SÓ ATRAPALHOU: Relatório censurado pela OMS mostra situação dramática da Itália no começo da pandemia - Informativo Atitude

SÓ ATRAPALHOU: Relatório censurado pela OMS mostra situação dramática da Itália no começo da pandemia

Imagem: Antonio Masiello/Getty Images

Itália, 18 de fevereiro de 2020. Na pequena cidade de Codogno, perto de Milão, um homem de 38 anos se apresentou a um centro de saúde. Ele tinha tosse e sintomas de uma gripe. Saudável, sem nunca ter ido para a China e jovem, ele não se encaixava no perfil de pessoas que poderiam desenvolver a covid-19. O indivíduo recebeu uma receita para tomar antibióticos e preferiu não ser internado.

Um dia depois, ele voltou ao centro médico e, desta vez, sua condição era crítica. Foi imediatamente levado à UTI. Mas algo chamava a atenção dos médicos locais: como um jovem saudável teria desenvolvido uma pneumonia atípica e que não respondia aos tratamentos?

Mesmo sem que o protocolo recomendasse, os profissionais do hospital local decidiram fazer um teste de covid-19 no paciente. E o resultado deu positivo. Duas semanas antes, ele havia jantado com um amigo que acabava de retornar da China.

Aquele seria o primeiro caso oficialmente detectado no país e uma demonstração de que os sistemas de monitoramento criados pelo governo não eram capazes de identificar indivíduos que deveriam ter sido testados. Assustados, autoridades ampliaram os testes e, em 24 horas, descobriram outros 36 casos apenas na região de Milão.

O relato faz parte de um informe preparado pela OMS (Organização Mundial da Saúde) sobre a Itália, país que foi o epicentro da pandemia em suas primeiras semanas no Ocidente. O documento, de maio, acabou sendo retirado do ar pela agência.

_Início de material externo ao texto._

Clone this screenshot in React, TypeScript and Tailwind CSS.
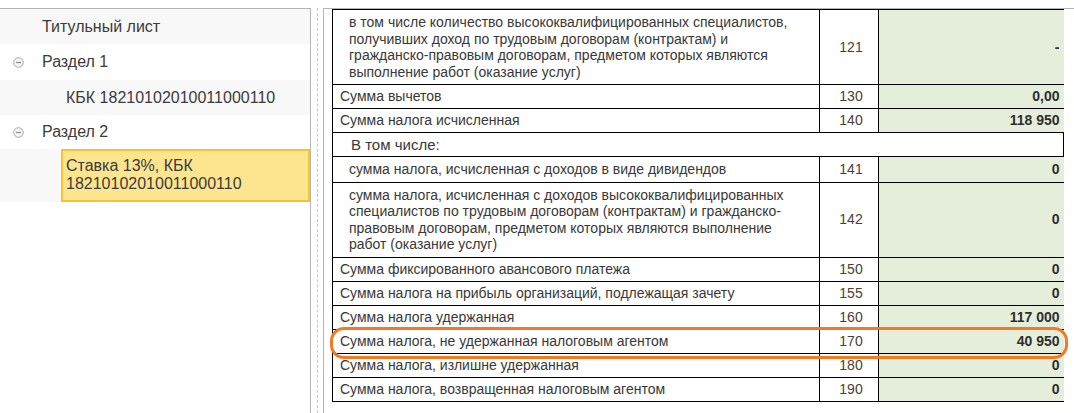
import React from 'react';

interface Row {
  label: string[];
  code?: string;
  value?: string;
  indent?: boolean;
  heading?: boolean;
}

const rows: Row[] = [
  {
    label: [
      'в том числе количество высококвалифицированных специалистов,',
      'получивших доход по трудовым договорам (контрактам) и',
      'гражданско-правовым договорам, предметом которых являются',
      'выполнение работ (оказание услуг)',
    ],
    code: '121',
    value: '-',
    indent: true,
  },
  { label: ['Сумма вычетов'], code: '130', value: '0,00' },
  { label: ['Сумма налога исчисленная'], code: '140', value: '118 950' },
  { label: ['В том числе:'], heading: true },
  { label: ['сумма налога, исчисленная с доходов в виде дивидендов'], code: '141', value: '0', indent: true },
  {
    label: [
      'сумма налога, исчисленная с доходов высококвалифицированных',
      'специалистов по трудовым договорам (контрактам) и гражданско-',
      'правовым договорам, предметом которых являются выполнение',
      'работ (оказание услуг)',
    ],
    code: '142',
    value: '0',
    indent: true,
  },
  { label: ['Сумма фиксированного авансового платежа'], code: '150', value: '0' },
  { label: ['Сумма налога на прибыль организаций, подлежащая зачету'], code: '155', value: '0' },
  { label: ['Сумма налога удержанная'], code: '160', value: '117 000' },
  { label: ['Сумма налога, не удержанная налоговым агентом'], code: '170', value: '40 950' },
  { label: ['Сумма налога, излишне удержанная'], code: '180', value: '0' },
  { label: ['Сумма налога, возвращенная налоговым агентом'], code: '190', value: '0' },
];

function MinusCircle() {
  return (
    <svg width="11" height="11" viewBox="0 0 11 11" className="shrink-0">
      <circle cx="5.5" cy="5.5" r="4.8" fill="#f4f4f4" stroke="#a8a8a8" strokeWidth="1" />
      <path d="M3 5.5h5" stroke="#8a8a8a" strokeWidth="1.2" />
    </svg>
  );
}

export default function App() {
  return (
    <div className="w-[1074px] h-[413px] bg-white flex pt-2 overflow-hidden font-['Liberation_Sans',Arial,sans-serif] text-[#333]">
      {/* Tree panel */}
      <div className="w-[311px] shrink-0 border-t border-r border-[#b4b4b4] text-[16px] text-[#3b3b3b]">
        <div className="h-[35px] bg-[#f8f8f8] flex items-center pl-[42px]">Титульный лист</div>
        <div className="h-[36px] bg-white flex items-center pl-[13px] gap-[18px]">
          <MinusCircle />
          <span>Раздел 1</span>
        </div>
        <div className="h-[35px] bg-[#f8f8f8] flex items-center pl-[66px]">КБК 18210102010011000110</div>
        <div className="h-[34px] bg-white flex items-center pl-[13px] gap-[18px]">
          <MinusCircle />
          <span>Раздел 2</span>
        </div>
        <div className="h-[53px] bg-[#f8f8f8] pl-[61px]">
          <div className="h-full bg-[#fde58f] border-2 border-[#f7c52a] px-[3px] pt-[6px] leading-[18px]">
            Ставка 13%, КБК
            <br />
            18210102010011000110
          </div>
        </div>
      </div>

      {/* Splitter */}
      <div className="w-[12px] shrink-0 flex justify-center">
        <div className="w-0 h-full border-l border-dashed border-[#c8c8c8]" />
      </div>

      {/* Form panel */}
      <div className="flex-1 border-t border-l border-[#b4b4b4] pl-2">
        <div className="relative w-[731px]">
          <table className="w-[731px] table-fixed border-collapse text-[14px] text-[#383838]">
            <colgroup>
              <col className="w-[487px]" />
              <col className="w-[59px]" />
              <col className="w-[185px]" />
            </colgroup>
            <tbody>
              {rows.map((row) =>
                row.heading ? (
                  <tr key={row.label[0]} className="h-[24px]">
                    <td colSpan={3} className="border border-black pl-[18px] text-[15px] leading-[16px]">
                      {row.label[0]}
                    </td>
                  </tr>
                ) : (
                  <tr key={row.code} className="h-[24px]">
                    <td
                      className={`border border-black leading-[16.5px] whitespace-nowrap overflow-hidden ${
                        row.indent ? 'pl-[16px] py-[4px]' : 'pl-[7px]'
                      }`}
                    >
                      {row.label.map((line, i) => (
                        <div key={i}>{line}</div>
                      ))}
                    </td>
                    <td className="border border-black text-center pl-[4px] text-[#4a4038]">{row.code}</td>
                    <td className="border-y border-l border-black bg-[#e5eedb] text-right pr-[4px] font-bold text-[14px] text-[#2e2e2e]">
                      {row.value}
                    </td>
                  </tr>
                ),
              )}
            </tbody>
          </table>

          {/* Highlight around row 170 */}
          <div className="absolute left-[-2px] top-[318px] w-[738px] h-[32px] rounded-[14px] border-[3px] border-[#f47a22] pointer-events-none" />
        </div>
      </div>
    </div>
  );
}
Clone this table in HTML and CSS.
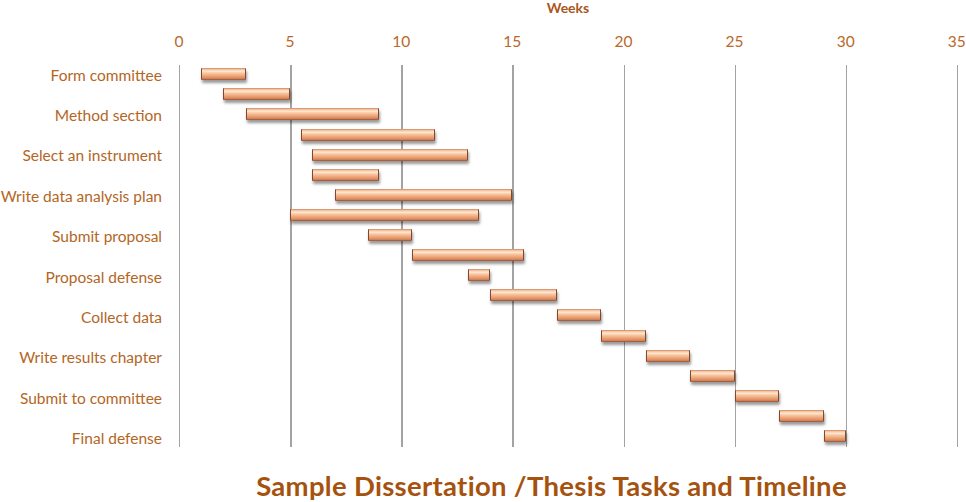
FILE: index.html
```html
<!DOCTYPE html>
<html>
<head>
<meta charset="utf-8">
<link rel="stylesheet" href="styles.css">
</head>
<body>
<div class="page">
  <div class="weeks">Weeks</div>
  <div class="axis">
    <span class="tick">0</span><span class="tick">5</span><span class="tick">10</span><span class="tick">15</span><span class="tick">20</span><span class="tick">25</span><span class="tick">30</span><span class="tick">35</span>
  </div>
  <div class="chart">
    <div class="labels">
      <div class="label">Form committee</div>
      <div class="label">Method section</div>
      <div class="label">Select an instrument</div>
      <div class="label">Write data analysis plan</div>
      <div class="label">Submit proposal</div>
      <div class="label">Proposal defense</div>
      <div class="label">Collect data</div>
      <div class="label">Write results chapter</div>
      <div class="label">Submit to committee</div>
      <div class="label">Final defense</div>
    </div>
    <div class="plot">
      <div class="row"><div class="bar" style="margin-left:22.23px;width:44.46px"></div></div>
      <div class="row"><div class="bar" style="margin-left:44.46px;width:66.68px"></div></div>
      <div class="row"><div class="bar" style="margin-left:66.68px;width:133.37px"></div></div>
      <div class="row"><div class="bar" style="margin-left:122.25px;width:133.37px"></div></div>
      <div class="row"><div class="bar" style="margin-left:133.37px;width:155.6px"></div></div>
      <div class="row"><div class="bar" style="margin-left:133.37px;width:66.68px"></div></div>
      <div class="row"><div class="bar" style="margin-left:155.6px;width:177.82px"></div></div>
      <div class="row"><div class="bar" style="margin-left:111.14px;width:188.94px"></div></div>
      <div class="row"><div class="bar" style="margin-left:188.94px;width:44.46px"></div></div>
      <div class="row"><div class="bar" style="margin-left:233.4px;width:111.14px"></div></div>
      <div class="row"><div class="bar" style="margin-left:288.96px;width:22.23px"></div></div>
      <div class="row"><div class="bar" style="margin-left:311.19px;width:66.68px"></div></div>
      <div class="row"><div class="bar" style="margin-left:377.88px;width:44.46px"></div></div>
      <div class="row"><div class="bar" style="margin-left:422.33px;width:44.46px"></div></div>
      <div class="row"><div class="bar" style="margin-left:466.79px;width:44.46px"></div></div>
      <div class="row"><div class="bar" style="margin-left:511.24px;width:44.46px"></div></div>
      <div class="row"><div class="bar" style="margin-left:555.7px;width:44.46px"></div></div>
      <div class="row"><div class="bar" style="margin-left:600.16px;width:44.46px"></div></div>
      <div class="row"><div class="bar" style="margin-left:644.61px;width:22.23px"></div></div>
    </div>
  </div>
  <div class="title">Sample Dissertation /Thesis Tasks and Timeline</div>
</div>
</body>
</html>
```

FILE: styles.css
```css
html, body {
  margin: 0;
  padding: 0;
  background: #ffffff;
}
body {
  width: 966px;
  height: 502px;
  overflow: hidden;
  font-family: Lato, "Liberation Sans", sans-serif;
}
.page {
  width: 966px;
}
.weeks {
  margin-left: 179px;
  width: 778px;
  height: 16px;
  line-height: 16px;
  text-align: center;
  font-size: 14px;
  font-weight: 700;
  color: #a9561a;
}
.axis {
  display: flex;
  margin-top: 15px;
  margin-left: 123.43px;
  height: 20px;
  line-height: 20px;
}
.tick {
  flex: 0 0 111.14px;
  text-align: center;
  font-size: 15.5px;
  color: #b8692b;
}
.chart {
  display: grid;
  grid-template-columns: 179px 780px;
  align-items: start;
  margin-top: 13.8px;
}
.labels {
  display: flex;
  flex-direction: column;
}
.label {
  height: 40.35px;
  line-height: 20.6px;
  padding-right: 17px;
  text-align: right;
  font-size: 15.5px;
  color: #b4661f;
  white-space: nowrap;
}
.label:last-child {
  height: 20.1px;
}
.plot {
  display: flex;
  flex-direction: column;
  background: repeating-linear-gradient(to right, #a3a3a3 0, #a3a3a3 1.5px, transparent 1.5px, transparent 111.14px);
}
.row {
  height: 20.1px;
  padding-top: 3.5px;
  box-sizing: border-box;
}
.bar {
  height: 12px;
  box-sizing: border-box;
  border-left: 1px solid #84472e;
  border-right: 1px solid #84472e;
  border-radius: 1px;
  background: linear-gradient(to bottom, #cf8360 0%, #f7cbaa 14%, #fee6cd 28%, #f7c39d 45%, #eea478 66%, #d9885d 86%, #8f4f33 100%);
  box-shadow: 1px 3px 3px rgba(0, 0, 0, 0.4);
}
.title {
  margin-top: 22px;
  padding-left: 137px;
  height: 32px;
  line-height: 32px;
  text-align: center;
  font-size: 27.5px;
  letter-spacing: 0.3px;
  font-weight: 700;
  color: #a6520f;
  white-space: nowrap;
}
```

A reportagem do UOL obteve uma cópia do documento que faz um raio-X dramático de um país de joelhos diante do vírus. A avaliação ainda revela um governo despreparado, hospitais em caos e mortes. Uma das principais constatações era de que Roma ainda operava com um plano de contingência contra pandemia datado de 2006. Os autores do texto foram pressionados a mudar essa conclusão. Mas se recusaram e, desde então, o documento foi embargado.

O mesmo informe, porém, relata como as autoridades nacionais ou regionais jamais abriram mão de tentar salvar vidas e como, apesar dos obstáculos e despreparo, agiram com “criatividade” para tentar dar uma resposta. No documento, uma lista de medidas adotadas por Roma ou pelos governos das províncias é apresentada, numa demonstração de que não houve um comportamento negacionista diante da doença.

Governo italiano foi lento, avaliam especialistas

Na avaliação dos especialistas, a reação do governo ainda assim foi tardia, com medidas mais drásticas sendo adotadas apenas um mês depois da declaração de emergência global, pela OMS. “As festividades carnavalescas estavam começando. As cidades estavam repletas de turistas, assim como as estações de esqui e os jogos de futebol, e as crianças iam à escola. Então, em 21 de fevereiro de 2020, tudo mudou muito de repente”, apontou.

A mudança foi a constatação de que aquele adulto de apenas 38 anos vivia momentos críticos.

Parte do país passou das festividades para um lockdown no espaço de 24 horas. Inicialmente, onze municípios — 10 na região da Lombardia e um no Vêneto — foram fechados, com entrada proibida por fora e movimento limitado por dentro. Os serviços públicos foram suspensos, assim como os eventos.

Mas o vírus já tinha se espalhado e, seguindo um protocolo inicial, muitos portadores do vírus que estavam assintomáticos nunca seriam testados.

Gestão descentralizada, dividida entre esferas federal e estadual, prejudicou

Um dos obstáculos foi a gestão descentralizada da pandemia, em suas primeiras semanas. Se os decretos vinham de Roma sobre como realizar testes, rastrear contatos e isolar pessoas, cabia a cada região a implementação das regras.

Lentas e caóticas, as autoridades logo viram “o crescimento exponencial da epidemia superando a capacidade de testes” e como, nas áreas mais afetadas, rastrear passou a ser impossível.

“Até hoje, a cadeia de transmissão que leva à transmissão comunitária na Itália ainda não é bem compreendida”, admite a OMS. “O que se sabe é que, rapidamente, o número de pessoas que necessitam de cuidados intensivos de emergência aumentou exponencialmente. Após alguns dias, hospitais de primeiros socorros não tinham mais leitos disponíveis e se viram confrontados com a evacuação de pacientes para unidades de UTI em outros hospitais”, indicou.

Naquele momento, a Itália contava com 5,2 mil leitos de UTI. No início de abril, 4 mil deles já estavam ocupados com pessoas contaminadas pelo vírus.